─── Raw records
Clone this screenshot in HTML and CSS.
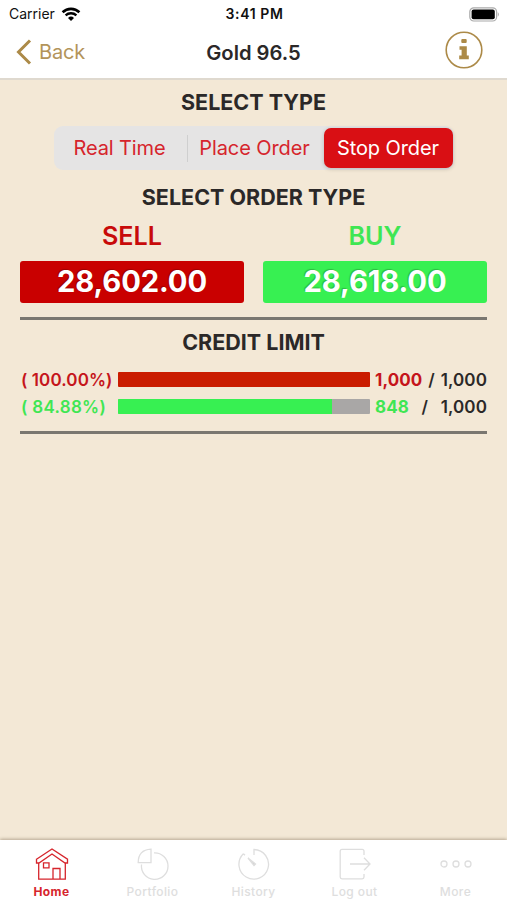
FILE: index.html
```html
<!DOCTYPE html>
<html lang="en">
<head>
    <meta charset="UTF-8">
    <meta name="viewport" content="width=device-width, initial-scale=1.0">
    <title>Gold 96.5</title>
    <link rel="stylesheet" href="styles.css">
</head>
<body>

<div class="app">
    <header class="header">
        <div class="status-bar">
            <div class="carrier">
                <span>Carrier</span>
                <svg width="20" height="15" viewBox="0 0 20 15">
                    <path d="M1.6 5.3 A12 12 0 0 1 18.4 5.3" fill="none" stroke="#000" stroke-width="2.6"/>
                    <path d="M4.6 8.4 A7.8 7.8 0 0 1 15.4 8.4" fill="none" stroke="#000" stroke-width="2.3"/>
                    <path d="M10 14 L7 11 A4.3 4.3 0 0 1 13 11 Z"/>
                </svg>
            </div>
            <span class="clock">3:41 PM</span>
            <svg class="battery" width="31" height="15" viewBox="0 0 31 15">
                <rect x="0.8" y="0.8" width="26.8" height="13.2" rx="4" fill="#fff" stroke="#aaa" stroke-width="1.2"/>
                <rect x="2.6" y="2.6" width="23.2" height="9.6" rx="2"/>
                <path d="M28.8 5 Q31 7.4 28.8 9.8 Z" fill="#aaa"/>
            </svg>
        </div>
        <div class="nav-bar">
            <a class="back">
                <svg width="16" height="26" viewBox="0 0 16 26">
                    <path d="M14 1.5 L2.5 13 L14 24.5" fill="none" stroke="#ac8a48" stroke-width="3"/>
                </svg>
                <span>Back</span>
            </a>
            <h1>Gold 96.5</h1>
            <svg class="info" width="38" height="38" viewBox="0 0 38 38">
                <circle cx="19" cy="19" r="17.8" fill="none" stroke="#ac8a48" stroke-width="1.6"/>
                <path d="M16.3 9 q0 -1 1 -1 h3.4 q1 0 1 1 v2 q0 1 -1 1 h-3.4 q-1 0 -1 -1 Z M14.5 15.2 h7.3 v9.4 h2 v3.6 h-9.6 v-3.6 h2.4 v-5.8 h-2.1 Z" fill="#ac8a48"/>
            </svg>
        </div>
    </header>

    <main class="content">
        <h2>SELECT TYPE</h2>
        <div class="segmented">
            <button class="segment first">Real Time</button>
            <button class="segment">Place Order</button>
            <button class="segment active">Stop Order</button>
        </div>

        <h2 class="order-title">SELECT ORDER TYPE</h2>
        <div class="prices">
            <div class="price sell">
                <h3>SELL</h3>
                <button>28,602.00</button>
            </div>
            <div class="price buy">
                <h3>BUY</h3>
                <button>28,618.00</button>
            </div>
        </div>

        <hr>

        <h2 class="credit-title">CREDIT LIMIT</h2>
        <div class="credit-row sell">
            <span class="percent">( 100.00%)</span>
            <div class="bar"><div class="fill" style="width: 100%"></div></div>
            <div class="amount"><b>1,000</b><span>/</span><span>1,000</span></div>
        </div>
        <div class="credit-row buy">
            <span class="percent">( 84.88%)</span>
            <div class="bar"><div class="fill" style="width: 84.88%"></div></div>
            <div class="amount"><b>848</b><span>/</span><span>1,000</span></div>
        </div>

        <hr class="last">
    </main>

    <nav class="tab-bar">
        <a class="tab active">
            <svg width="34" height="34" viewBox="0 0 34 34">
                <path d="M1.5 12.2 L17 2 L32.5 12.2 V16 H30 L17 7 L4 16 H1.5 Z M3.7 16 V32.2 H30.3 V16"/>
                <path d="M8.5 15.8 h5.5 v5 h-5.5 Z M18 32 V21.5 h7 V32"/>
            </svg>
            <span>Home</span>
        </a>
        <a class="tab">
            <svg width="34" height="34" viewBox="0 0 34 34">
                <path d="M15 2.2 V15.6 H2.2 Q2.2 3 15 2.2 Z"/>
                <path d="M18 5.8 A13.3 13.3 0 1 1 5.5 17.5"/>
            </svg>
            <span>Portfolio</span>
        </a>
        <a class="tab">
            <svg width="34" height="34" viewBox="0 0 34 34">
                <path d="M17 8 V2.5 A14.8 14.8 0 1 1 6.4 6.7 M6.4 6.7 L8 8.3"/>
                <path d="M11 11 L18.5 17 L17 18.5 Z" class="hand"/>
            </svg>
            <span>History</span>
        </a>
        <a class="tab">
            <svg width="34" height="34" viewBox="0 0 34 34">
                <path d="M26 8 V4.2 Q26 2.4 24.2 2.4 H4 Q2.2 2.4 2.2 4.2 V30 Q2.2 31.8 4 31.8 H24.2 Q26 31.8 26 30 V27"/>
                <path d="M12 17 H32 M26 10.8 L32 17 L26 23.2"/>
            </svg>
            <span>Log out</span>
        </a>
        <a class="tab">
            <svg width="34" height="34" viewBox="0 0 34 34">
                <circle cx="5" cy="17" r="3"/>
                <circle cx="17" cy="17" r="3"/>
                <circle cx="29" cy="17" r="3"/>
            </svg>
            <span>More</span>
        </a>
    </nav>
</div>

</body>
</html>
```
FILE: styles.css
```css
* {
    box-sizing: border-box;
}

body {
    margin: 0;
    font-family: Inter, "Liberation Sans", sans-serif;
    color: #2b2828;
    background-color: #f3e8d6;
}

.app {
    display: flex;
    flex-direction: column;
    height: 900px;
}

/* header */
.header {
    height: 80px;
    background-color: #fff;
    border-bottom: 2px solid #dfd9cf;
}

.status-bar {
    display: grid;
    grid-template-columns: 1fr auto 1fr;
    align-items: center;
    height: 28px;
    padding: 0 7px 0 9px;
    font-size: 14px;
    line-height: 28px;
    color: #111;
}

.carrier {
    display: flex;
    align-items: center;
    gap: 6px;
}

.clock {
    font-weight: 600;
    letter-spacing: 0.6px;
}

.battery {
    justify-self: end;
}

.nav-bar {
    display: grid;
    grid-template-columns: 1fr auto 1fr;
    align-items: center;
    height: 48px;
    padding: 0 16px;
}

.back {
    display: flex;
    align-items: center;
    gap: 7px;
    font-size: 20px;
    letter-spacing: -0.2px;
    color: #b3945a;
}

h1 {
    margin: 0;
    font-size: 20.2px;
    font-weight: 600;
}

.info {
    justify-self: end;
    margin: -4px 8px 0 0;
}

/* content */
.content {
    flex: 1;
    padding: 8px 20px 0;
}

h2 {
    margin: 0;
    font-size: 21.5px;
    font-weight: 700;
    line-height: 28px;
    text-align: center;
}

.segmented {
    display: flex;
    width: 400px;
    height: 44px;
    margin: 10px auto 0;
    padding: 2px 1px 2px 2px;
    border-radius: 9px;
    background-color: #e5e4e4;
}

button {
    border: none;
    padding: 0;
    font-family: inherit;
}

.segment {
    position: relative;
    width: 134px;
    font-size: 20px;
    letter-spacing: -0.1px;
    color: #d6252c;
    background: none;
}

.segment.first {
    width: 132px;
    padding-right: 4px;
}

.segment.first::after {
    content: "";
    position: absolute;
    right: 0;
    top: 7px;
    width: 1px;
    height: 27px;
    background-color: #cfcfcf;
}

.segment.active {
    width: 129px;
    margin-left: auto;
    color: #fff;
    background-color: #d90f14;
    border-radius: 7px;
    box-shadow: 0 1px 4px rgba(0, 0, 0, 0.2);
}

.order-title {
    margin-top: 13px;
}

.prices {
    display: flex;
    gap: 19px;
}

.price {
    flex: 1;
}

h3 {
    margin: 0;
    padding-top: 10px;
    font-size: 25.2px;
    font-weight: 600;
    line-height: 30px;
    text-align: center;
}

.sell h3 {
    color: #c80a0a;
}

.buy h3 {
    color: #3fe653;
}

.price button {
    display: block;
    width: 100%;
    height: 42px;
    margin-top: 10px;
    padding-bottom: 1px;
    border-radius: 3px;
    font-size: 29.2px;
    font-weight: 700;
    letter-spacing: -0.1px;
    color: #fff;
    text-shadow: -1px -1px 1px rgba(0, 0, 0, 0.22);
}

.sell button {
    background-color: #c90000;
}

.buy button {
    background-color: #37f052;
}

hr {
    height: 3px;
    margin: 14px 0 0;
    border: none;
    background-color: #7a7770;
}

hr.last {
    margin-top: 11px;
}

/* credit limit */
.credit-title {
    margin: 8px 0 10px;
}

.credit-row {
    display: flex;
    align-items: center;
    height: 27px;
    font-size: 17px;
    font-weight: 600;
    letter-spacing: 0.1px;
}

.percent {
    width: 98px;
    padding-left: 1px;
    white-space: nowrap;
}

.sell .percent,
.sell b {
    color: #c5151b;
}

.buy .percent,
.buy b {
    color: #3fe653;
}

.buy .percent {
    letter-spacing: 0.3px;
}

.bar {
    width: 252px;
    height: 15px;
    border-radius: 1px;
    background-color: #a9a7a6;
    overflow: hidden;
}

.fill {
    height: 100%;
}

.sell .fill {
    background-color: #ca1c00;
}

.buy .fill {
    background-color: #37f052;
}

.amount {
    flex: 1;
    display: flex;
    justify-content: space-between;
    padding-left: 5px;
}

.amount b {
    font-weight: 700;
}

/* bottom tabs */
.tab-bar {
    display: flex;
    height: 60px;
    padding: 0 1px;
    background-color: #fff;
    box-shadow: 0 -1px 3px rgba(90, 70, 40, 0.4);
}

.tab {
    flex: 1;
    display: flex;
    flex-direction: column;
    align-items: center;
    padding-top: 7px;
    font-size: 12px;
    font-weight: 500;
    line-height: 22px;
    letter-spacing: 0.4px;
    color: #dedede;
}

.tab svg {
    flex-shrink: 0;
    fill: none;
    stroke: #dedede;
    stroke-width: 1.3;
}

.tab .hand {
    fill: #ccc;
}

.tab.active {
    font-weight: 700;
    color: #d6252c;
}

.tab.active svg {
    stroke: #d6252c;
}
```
──────
─── Raw records
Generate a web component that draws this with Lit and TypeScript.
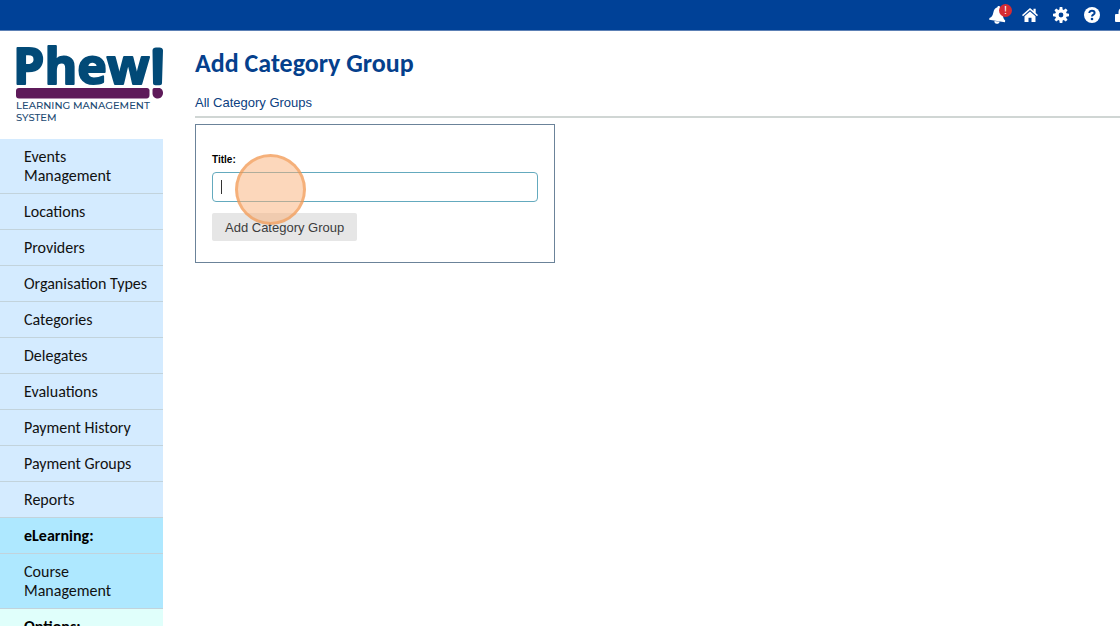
──────
─── Raw records
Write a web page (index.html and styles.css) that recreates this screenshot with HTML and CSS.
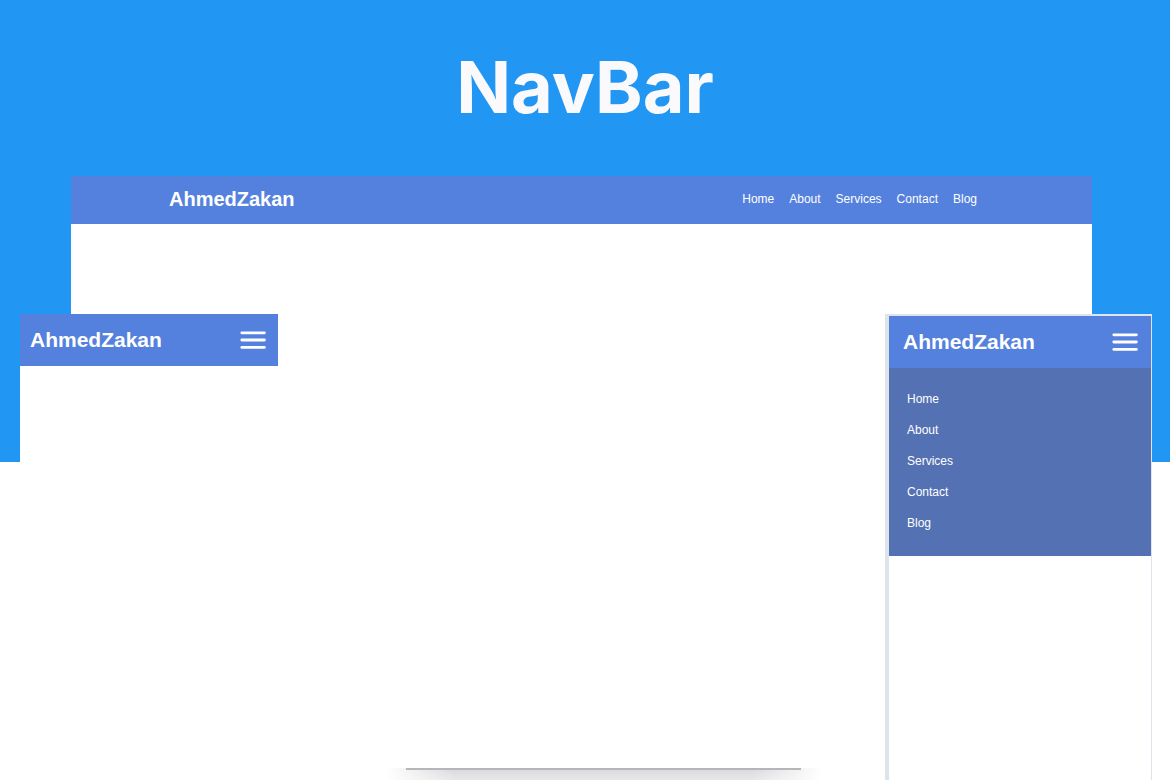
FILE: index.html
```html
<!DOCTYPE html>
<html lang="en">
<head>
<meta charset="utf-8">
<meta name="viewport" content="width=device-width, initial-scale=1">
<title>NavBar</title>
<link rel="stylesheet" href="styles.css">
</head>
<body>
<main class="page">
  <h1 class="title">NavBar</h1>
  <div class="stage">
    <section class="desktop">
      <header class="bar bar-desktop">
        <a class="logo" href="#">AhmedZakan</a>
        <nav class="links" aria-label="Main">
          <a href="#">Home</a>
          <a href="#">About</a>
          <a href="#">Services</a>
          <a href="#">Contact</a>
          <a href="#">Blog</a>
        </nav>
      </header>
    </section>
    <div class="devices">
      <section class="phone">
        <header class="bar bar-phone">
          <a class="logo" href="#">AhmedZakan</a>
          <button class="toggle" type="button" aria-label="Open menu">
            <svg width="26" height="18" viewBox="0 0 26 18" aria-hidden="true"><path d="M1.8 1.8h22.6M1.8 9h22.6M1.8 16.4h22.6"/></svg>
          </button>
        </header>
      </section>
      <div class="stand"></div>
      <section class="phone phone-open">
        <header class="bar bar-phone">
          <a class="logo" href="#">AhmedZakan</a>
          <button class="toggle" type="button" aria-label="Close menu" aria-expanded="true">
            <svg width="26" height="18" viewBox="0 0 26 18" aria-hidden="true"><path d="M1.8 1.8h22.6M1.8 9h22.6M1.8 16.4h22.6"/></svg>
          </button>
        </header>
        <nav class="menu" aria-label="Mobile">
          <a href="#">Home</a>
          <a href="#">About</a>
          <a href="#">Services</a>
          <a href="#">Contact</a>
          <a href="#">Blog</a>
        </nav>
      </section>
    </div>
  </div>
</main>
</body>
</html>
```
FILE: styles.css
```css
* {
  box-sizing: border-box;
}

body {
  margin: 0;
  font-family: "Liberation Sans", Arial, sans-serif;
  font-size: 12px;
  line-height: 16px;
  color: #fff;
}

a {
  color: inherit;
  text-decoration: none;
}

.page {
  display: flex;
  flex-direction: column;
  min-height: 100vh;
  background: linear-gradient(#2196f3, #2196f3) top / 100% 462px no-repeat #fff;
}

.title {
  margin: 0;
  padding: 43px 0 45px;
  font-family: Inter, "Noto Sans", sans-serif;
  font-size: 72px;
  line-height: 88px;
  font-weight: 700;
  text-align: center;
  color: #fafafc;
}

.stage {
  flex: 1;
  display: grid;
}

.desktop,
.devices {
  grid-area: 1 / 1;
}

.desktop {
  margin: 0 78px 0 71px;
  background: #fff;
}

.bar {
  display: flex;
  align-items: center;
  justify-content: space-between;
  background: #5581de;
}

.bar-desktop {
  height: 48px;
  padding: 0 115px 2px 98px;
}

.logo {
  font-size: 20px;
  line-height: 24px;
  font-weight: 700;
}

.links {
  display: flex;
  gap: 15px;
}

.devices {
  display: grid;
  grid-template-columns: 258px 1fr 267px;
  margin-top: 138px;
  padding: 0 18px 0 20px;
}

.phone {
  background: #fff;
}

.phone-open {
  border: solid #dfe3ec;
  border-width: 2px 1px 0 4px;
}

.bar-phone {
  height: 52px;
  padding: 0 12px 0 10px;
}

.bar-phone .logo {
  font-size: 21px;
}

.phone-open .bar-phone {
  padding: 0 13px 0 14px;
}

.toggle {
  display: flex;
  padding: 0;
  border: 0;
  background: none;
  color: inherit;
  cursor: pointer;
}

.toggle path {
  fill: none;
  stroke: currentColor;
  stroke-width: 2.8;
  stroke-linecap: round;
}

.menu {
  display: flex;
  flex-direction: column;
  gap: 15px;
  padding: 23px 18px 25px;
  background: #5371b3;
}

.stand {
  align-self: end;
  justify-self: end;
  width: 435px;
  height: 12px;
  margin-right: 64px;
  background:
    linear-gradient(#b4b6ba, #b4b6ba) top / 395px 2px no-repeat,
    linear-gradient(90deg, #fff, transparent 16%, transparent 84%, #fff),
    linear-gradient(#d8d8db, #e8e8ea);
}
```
──────
▸ Given exercise
From the entries above, copy out every line where the string "that" appears.

▸ Solution
Generate a web component that draws this with Lit and TypeScript.
Write a web page (index.html and styles.css) that recreates this screenshot with HTML and CSS.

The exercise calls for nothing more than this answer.